Friendship is a topic as old as we are. The nature and meaning of friendship have been plumbed by the greatest thinkers in all of history so when I read the postaday 2011 topic of the day I was loath to add my own opinions to such an illustrious list. What could I say that had not already been said far better by someone else?
Aristotle, an acute observer of humanity, said that “a friend to all is a friend to none”, pointing out that you can’t like everyone and still remain true to yourself. He also said that “wishing to be friends is quick work, but friendship is a slow ripening fruit” and so it is that there is not time enough to become truly intimate with more than a few other souls in this life. This means that regardless of how many facebook friends that you can claim the real circle of friends will always be small. Scientific studies indicate that we can perhaps include as many as 150-300 people in our group called friends but in reality that represents a much wider circle than what most of us would refer to as genuine pals.

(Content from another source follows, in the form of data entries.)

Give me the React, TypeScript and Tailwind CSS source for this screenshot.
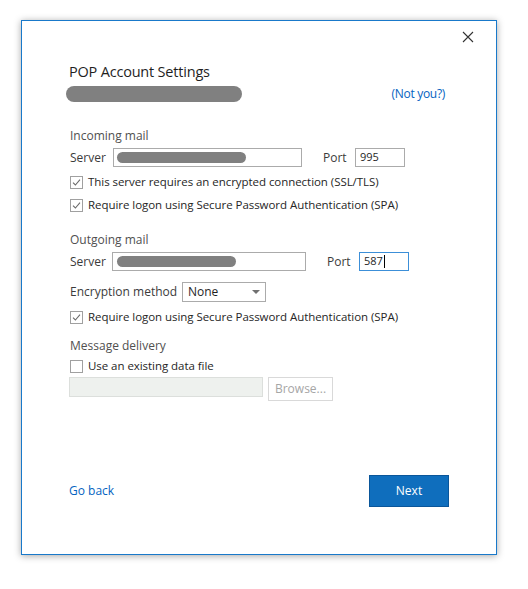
import { useState } from 'react'

function Check({ checked, label }: { checked?: boolean; label: string }) {
    return (
        <label className="flex items-center h-[16px] gap-[5px] text-[#262626]">
            <span className="w-[13px] h-[13px] border border-[#a0a0a0] bg-white flex items-center justify-center">
                {checked && (
                    <svg width="9" height="9" viewBox="0 0 9 9">
                        <path d="M1 4.6 L3.4 7 L8 1.6" fill="none" stroke="#6b6b6b" strokeWidth="1.1" />
                    </svg>
                )}
            </span>
            <span className="text-[11.5px] tracking-[-0.05px]">{label}</span>
        </label>
    )
}

function Blur({ w }: { w: number }) {
    return <span className="block h-[11px] rounded-full bg-[#808080]" style={{ width: w }} />
}

export default function App() {
    const [port] = useState('587')

    return (
        <div className="w-[528px] h-[589px] bg-white pt-[20px] pl-[21px] font-['Open_Sans',sans-serif] text-[12px]">
            <div className="relative w-[476px] h-[535px] border border-[#1979ca] bg-white shadow-[0_1px_7px_rgba(0,0,0,0.35)] flex flex-col pl-[48px] pt-[41px] pb-[47px]">
                {/* close */}
                <button className="absolute top-[10px] right-[22px] w-[12px] h-[12px]">
                    <svg width="12" height="12" viewBox="0 0 12 12">
                        <path d="M1 1 L11 11 M11 1 L1 11" stroke="#333" strokeWidth="1.1" />
                    </svg>
                </button>

                <h1 className="h-[20px] leading-[20px] text-[14.5px] tracking-[-0.2px] text-[#1f1f1f] -ml-[1px]">POP Account Settings</h1>
                <div className="mt-[4px] h-[16px] flex items-center -ml-[4px] pr-[51px]">
                    <span className="block w-[176px] h-[16px] rounded-full bg-[#808080]" />
                    <a className="ml-auto text-[#0563c1] text-[12px] tracking-[-0.3px]">(Not you?)</a>
                </div>

                <div className="mt-[26px] h-[16px] leading-[16px] text-[#505050]">Incoming mail</div>
                <div className="mt-[4px] h-[19px] flex items-center text-[#3b3b3b]">
                    <span className="w-[43px]">Server</span>
                    <div className="w-[189px] h-[19px] border border-[#ababab] flex items-center pl-[3px]">
                        <Blur w={129} />
                    </div>
                    <span className="ml-[21px] w-[32px]">Port</span>
                    <div className="w-[50px] h-[19px] border border-[#ababab] flex items-center pl-[4px] text-[11px] text-[#1f1f1f]">995</div>
                </div>
                <div className="mt-[7px]">
                    <Check checked label="This server requires an encrypted connection (SSL/TLS)" />
                </div>
                <div className="mt-[7px]">
                    <Check checked label="Require logon using Secure Password Authentication (SPA)" />
                </div>

                <div className="mt-[19px] h-[16px] leading-[16px] text-[#505050]">Outgoing mail</div>
                <div className="mt-[4px] h-[19px] flex items-center text-[#3b3b3b]">
                    <span className="w-[42px]">Server</span>
                    <div className="w-[194px] h-[19px] border border-[#ababab] flex items-center pl-[4px]">
                        <Blur w={119} />
                    </div>
                    <span className="ml-[21px] w-[32px]">Port</span>
                    <div className="w-[50px] h-[19px] border border-[#3c8fd8] flex items-center pl-[4px] text-[11px] text-[#1f1f1f]">
                        {port}
                        <span className="ml-[1px] w-[1px] h-[13px] bg-black" />
                    </div>
                </div>
                <div className="mt-[11px] h-[20px] flex items-center text-[#3b3b3b]">
                    <span className="w-[112px]">Encryption method</span>
                    <div className="w-[84px] h-[20px] border border-[#ababab] flex items-center pl-[5px] pr-[5px] text-[#1f1f1f]">
                        <span>None</span>
                        <svg className="ml-auto" width="8" height="4" viewBox="0 0 8 4">
                            <path d="M0 0 H8 L4 4 Z" fill="#707070" />
                        </svg>
                    </div>
                </div>
                <div className="mt-[7px]">
                    <Check checked label="Require logon using Secure Password Authentication (SPA)" />
                </div>

                <div className="mt-[13px] h-[16px] leading-[16px] text-[#505050]">Message delivery</div>
                <div className="mt-[4px]">
                    <Check label="Use an existing data file" />
                </div>
                <div className="mt-[3px] flex items-start -ml-[1px]">
                    <div className="w-[194px] h-[20px] border border-[#dcdfdc] bg-[#eef1ee]" />
                    <button className="ml-[5px] w-[65px] h-[24px] border border-[#d9d9d9] bg-white text-[#a6a6a6]">Browse...</button>
                </div>

                <div className="mt-auto flex items-center pr-[47px] -ml-[1px]">
                    <a className="text-[#0563c1]">Go back</a>
                    <button className="ml-auto w-[80px] h-[32px] bg-[#0f6ebd] border border-[#0a569a] text-white">Next</button>
                </div>
            </div>
        </div>
    )
}
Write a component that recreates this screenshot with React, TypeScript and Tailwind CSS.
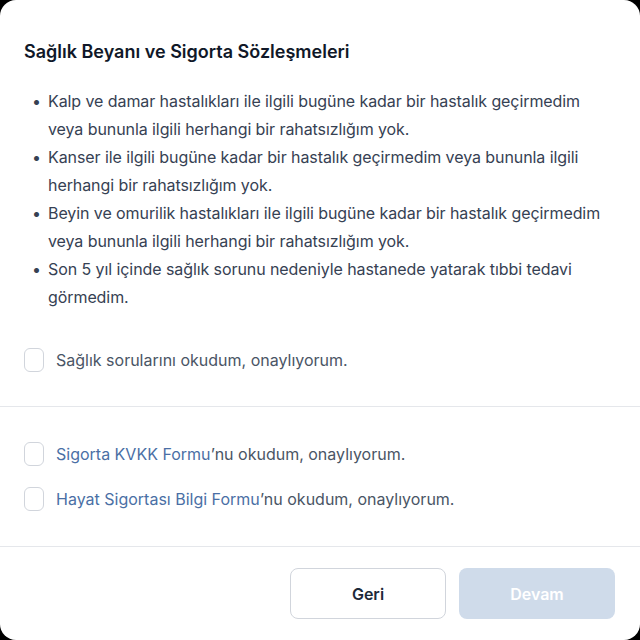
import { useState } from "react";

const items = [
  "Kalp ve damar hastalıkları ile ilgili bugüne kadar bir hastalık geçirmedim veya bununla ilgili herhangi bir rahatsızlığım yok.",
  "Kanser ile ilgili bugüne kadar bir hastalık geçirmedim veya bununla ilgili herhangi bir rahatsızlığım yok.",
  "Beyin ve omurilik hastalıkları ile ilgili bugüne kadar bir hastalık geçirmedim veya bununla ilgili herhangi bir rahatsızlığım yok.",
  "Son 5 yıl içinde sağlık sorunu nedeniyle hastanede yatarak tıbbi tedavi görmedim.",
];

const Check = ({ checked, onChange }: { checked: boolean; onChange: () => void }) => (
  <button
    onClick={onChange}
    className={`w-[20px] h-[24px] shrink-0 rounded-md border ${
      checked ? "bg-[#4a6fa5] border-[#4a6fa5]" : "bg-white border-gray-300"
    }`}
  />
);

const App = () => {
  const [checks, setChecks] = useState([false, false, false]);
  const toggle = (i: number) => setChecks(checks.map((c, j) => (j === i ? !c : c)));
  const allChecked = checks.every(Boolean);

  return (
    <div className="w-[640px] h-[640px] bg-black font-['Inter',sans-serif]">
      <div className="h-full bg-white rounded-2xl flex flex-col">
        <div className="px-6 pt-[40px] pb-[34px]">
          <h2 className="text-[18px] leading-6 font-semibold text-gray-900">
            Sağlık Beyanı ve Sigorta Sözleşmeleri
          </h2>
          <ul className="mt-[23px] text-[16px] leading-7 text-gray-700 tracking-[-0.005em]">
            {items.map((t) => (
              <li key={t} className="flex">
                <span className="w-6 shrink-0 pl-[8px]">•</span>
                <span>{t}</span>
              </li>
            ))}
          </ul>
          <label className="mt-[37px] flex items-center gap-3 text-[16px] text-gray-600">
            <Check checked={checks[0]} onChange={() => toggle(0)} />
            Sağlık sorularını okudum, onaylıyorum.
          </label>
        </div>

        <div className="border-t border-gray-200 px-6 pt-[35px] pb-[35px] flex flex-col gap-[21px]">
          <label className="flex items-center gap-3 text-[16px] text-gray-600">
            <Check checked={checks[1]} onChange={() => toggle(1)} />
            <span>
              <span className="text-[#4a6fa5]">Sigorta KVKK Formu</span>’nu okudum, onaylıyorum.
            </span>
          </label>
          <label className="flex items-center gap-3 text-[16px] text-gray-600">
            <Check checked={checks[2]} onChange={() => toggle(2)} />
            <span>
              <span className="text-[#4a6fa5]">Hayat Sigortası Bilgi Formu</span>’nu okudum, onaylıyorum.
            </span>
          </label>
        </div>

        <div className="border-t border-gray-200 flex justify-end gap-[13px] px-[25px] pt-[21px]">
          <button className="w-[156px] h-[51px] rounded-lg border border-gray-300 bg-white text-[16px] font-semibold text-gray-800">
            Geri
          </button>
          <button
            disabled={!allChecked}
            className="w-[156px] h-[51px] rounded-lg bg-[#cfdbea] text-[16px] font-semibold text-white"
          >
            Devam
          </button>
        </div>
      </div>
    </div>
  );
};

export default App;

In his Rules of Civility George Washington says “Be courteous to all, but intimate with few, and let those few be well tried before you give them your confidence”. So it is apparent that the choices we make in friendship affect our lives and few of us are willing to open up and show ourselves to the whole world. This makes us all restrict our true friendship to only those few who we share the most in common. Sometimes our friends are those who dislike the same people that we dislike, there is no rule upon which friendship is founded but as Thomas Aquinas said “There is nothing on this earth more to be prized than true friendship”.
Friends can be transient as we pass through different social circles and as Emerson once remarked “A man’s growth is seen in the successive choirs of his friends” and our choice of friends often defines who or what we are in a larger social context. John Gay wrote
Who friendship with a knave hath made,
Is judged a partner in the trade.
We are often influenced by the company that we keep and in the days of 1000 friends on social networks it is all that much easier to be led away from one’s true friends to an empty cyber social scene that meets in chat rooms. Do we ever really get to know these cyber friends at all? Without the benefit of physically spending time with people can we ever really know if they are being straight with us, if they are real or imaginary, a façade.
Most importantly though, we can see ourselves through the eyes of our closest companions just as they see themselves through our own eyes. This process involves a certain amount of acceptance on both parts, a chance to trust someone enough to lower our walls and let them share our real self. Of all of the people that we know there are very few that any of us know that we could count on in a crisis. As Euripides points out “Friends show their love – in times of trouble, not in happiness” just as in those very times of happiness we enjoy our company of friends for its quality and genuineness. All of us would hope to be able to say, as Yeats puts it “Think where man’s glory most begins and ends, and say my glory was I had such friends”.
How many friends can we have? We can have as many, or as few, as we need. The world is filled with people that will pass by but as Marlene Dietrich put it, “It’s the friends you can call up at 4 a.m. that matter.”